Singer Ariana Grande (b 1993) and her equally famous “snatched high ponytail” in Fendi polka-dots, 2025 MTV Video Music Awards, UBS Arena, Elmont, New York, September 2025.

Over the last few decades, although the popularity on the catwalks would come and go, in the high streets shop-fronts or the on-line catalogues, polka-dots have never disappeared.  Despite that, in April 2025 Vogue magazine announced polka-dots were “making a comeback” for the (northern) spring & summer season by which it seems to have meant the look was returning to designer collections, having apparently been of late consigned to “Holland Park mums on the school run or brunching on the King’s Road”.  Thoughtfully, the magazine included the now obligatory trigger warning, this time urging caution on the trypophobic (those suffering from trypophobia (an obsessive or irrational fear of patterns or clusters of small holes)).  Noting the design’s history of association with the “prim and proper”, Vogue suggested the fabric could be “toughened up with leather” or “mixed with bold colour”, suggesting the striking juxtaposition of “a floaty polka dot dress with your most worn-in leather boots.  In such matters, Vogue’s editors are the pros and say however it’s done, the trick is “fully to commit”.


Vincent Siriano's Spring/Summer 2026 Ready-to-Wear Collection at Macy’s Herald Square, New York City, September 2025.

US designer Vincent Siriano (b 1985) doubtlessly well knows fashion's classic maxim (one of many): “Don’t mix spots and stripes” but clearly he’s not afraid to disrupt what had become something of an orthodoxy.  It wasn’t always that way and in the 1950s and 1960s when houses often would introduce their lines in the well-upholstered surrounds of up-market department stores, it wasn’t unknown for spots & stripes peacefully to coexist, sometimes in quite striking color combinations.  Whether coincidental or not, Mr Siriano chose to debut his Spring/Summer 2026 Ready-to-Wear Collection at Macy’s Herald Square, now thought a hub more for tourism than fashion.  According to the designer, the nostalgic nod reflected his fondness for such places (or at least what they used to be) and his “ethos of inclusivity and accessibility in the fashion industry.  Presumably, the store’s sponsorship money made it an especially good place to put a catwalk.

Vincent Siriano's 
Spring/Summer 2026 Ready-to-Wear Collection at Macy’s Herald Square, New York City, September 2025.

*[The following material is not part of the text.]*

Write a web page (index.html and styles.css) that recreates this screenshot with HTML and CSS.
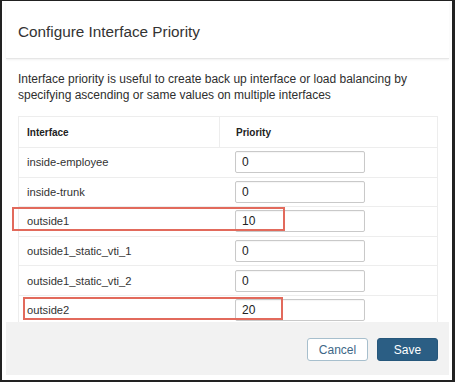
FILE: index.html
```html
<!DOCTYPE html>
<html lang="en">
<head>
  <meta charset="UTF-8" />
  <meta name="viewport" content="width=device-width, initial-scale=1.0"/>
  <title>Configure Interface Priority</title>
  <link rel="stylesheet" href="styles.css">
</head>
<body>

  <div class="modal">
    <div class="modal-head">
      <h2>Configure Interface Priority</h2>
    </div>

    <div class="modal-body">
      <p>Interface priority is useful to create back up interface or load balancing by specifying ascending or same values on multiple interfaces</p>

      <div class="grid">
        <div class="row head">
          <div class="c1">Interface</div>
          <div class="c2">Priority</div>
        </div>
        <div class="row">
          <div class="c1">inside-employee</div>
          <div class="c2"><input type="text" value="0" /></div>
        </div>
        <div class="row">
          <div class="c1">inside-trunk</div>
          <div class="c2"><input type="text" value="0" /></div>
        </div>
        <div class="row">
          <div class="c1">outside1</div>
          <div class="c2"><input type="text" value="10" /></div>
        </div>
        <div class="row">
          <div class="c1">outside1_static_vti_1</div>
          <div class="c2"><input type="text" value="0" /></div>
        </div>
        <div class="row">
          <div class="c1">outside1_static_vti_2</div>
          <div class="c2"><input type="text" value="0" /></div>
        </div>
        <div class="row">
          <div class="c1">outside2</div>
          <div class="c2"><input type="text" value="20" /></div>
        </div>
      </div>
    </div>

    <div class="modal-foot">
      <button class="btn-cancel">Cancel</button>
      <button class="btn-save">Save</button>
    </div>

    <!-- red callouts drawn over the screenshot -->
    <span class="mark mark-1"></span>
    <span class="mark mark-2"></span>
  </div>

</body>
</html>
```

FILE: styles.css
```css
* {
  margin: 0;
  padding: 0;
  box-sizing: border-box;
}

body {
  background: #222;
  font-family: 'Liberation Sans', Arial, sans-serif;
  color: #333;
  width: 455px;
  height: 382px;
  overflow: hidden;
  padding: 1px 0 0 2px;
}

.modal {
  position: relative;
  width: 450px;
  height: 379px;
  background: #fff;
  padding: 0 3px 5px 4px;
  display: flex;
  flex-direction: column;
}

.modal-head {
  height: 58px;
  padding: 21px 12px 0;
  border-bottom: 1px solid #e6e6e6;
  box-shadow: 0 1px 2px rgba(0,0,0,0.06);
  position: relative;
  z-index: 1;
}

.modal-head h2 {
  font-size: 15.3px;
  font-weight: normal;
  line-height: 20px;
  color: #333;
}

.modal-body {
  flex: 1;
  overflow: hidden;
  padding: 12px 11px 0 12px;
}

.modal-body p {
  font-size: 12px;
  line-height: 16px;
  color: #2e2e2e;
  margin-bottom: 13px;
}

.grid {
  border: 1px solid #ededed;
  border-bottom: none;
}

.row {
  display: flex;
  align-items: center;
  height: 29.6px;
  border-top: 1px solid #ededed;
  font-size: 11.2px;
  color: #333;
}

.row:first-child {
  border-top: none;
}

.row.head {
  height: 30px;
  font-size: 10px;
  font-weight: bold;
  color: #222;
}

.c1 {
  width: 201px;
  padding-left: 8px;
}

.c2 {
  flex: 1;
  padding-left: 15px;
}

.row.head .c1 {
  height: 100%;
  display: flex;
  align-items: center;
  border-right: 1px solid #ededed;
}

.row.head .c2 {
  padding-left: 16px;
}

.row input {
  width: 130px;
  height: 22px;
  border: 1px solid #c9c9c9;
  border-radius: 2px;
  padding: 0 6px;
  font-family: 'Liberation Sans', Arial, sans-serif;
  font-size: 12px;
  color: #222;
  background: #fff;
  box-shadow: inset 0 1px 1px rgba(0,0,0,0.04);
}

.modal-foot {
  height: 53px;
  background: #f2f2f2;
  display: flex;
  justify-content: flex-end;
  gap: 9px;
  padding: 16px 11px 0 0;
}

.modal-foot button {
  height: 23px;
  width: 61px;
  border-radius: 3px;
  font-family: 'Liberation Sans', Arial, sans-serif;
  font-size: 12px;
  cursor: pointer;
}

.btn-cancel {
  background: #fff;
  border: 1px solid #a7bfcd;
  color: #3d6787;
}

.btn-save {
  width: 60px;
  background: #2b5e84;
  border: 1px solid #26577b;
  color: #fff;
}

.mark {
  position: absolute;
  border: 2px solid #e26a5c;
  z-index: 2;
}

.mark-1 {
  left: 10px;
  top: 206px;
  width: 273px;
  height: 24px;
}

.mark-2 {
  left: 21px;
  top: 296px;
  width: 260px;
  height: 23px;
}
```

Whether or not with stripes, the black & white polka-dots were eye-catching but what attracted some were the gigot sleeves.  Variously implemented, gigots were billowingly full at the shoulder, diminishing in volume around the elbow before gradually becoming tight at the wrist; the French gigot translating literally as leg (and used usually of livestock), in industry slang they were known as the “leg of mutton sleeve.  In the nineteenth century, the puffy style came and went several times before a few revivals in the 1960s & 1970s were thought to have forever buried the look.  One of the reasons for the sudden “extinction of 1896” was that stylistically it had nowhere to go but “bigger” and the gigot by then truly could be monstrous, some garments demanding 2½ yards (2¼ metres) of material.  The most extreme could retain their shape only with the use of internal whalebone hoops but the development of lightweight plastics and synthetic fabrics meant the gigot’s post-war resurrection was more manageable for both makers and wearers although their impracticality rendered the most voluminous a catwalk item with all that implies.  Mr Siriano including them in 2026 in a “ready-to-wear” collection shouldn’t be taken too literally but he's serious about the polka-dots and indications are they're back in numbers for another season.  It's a welcome return.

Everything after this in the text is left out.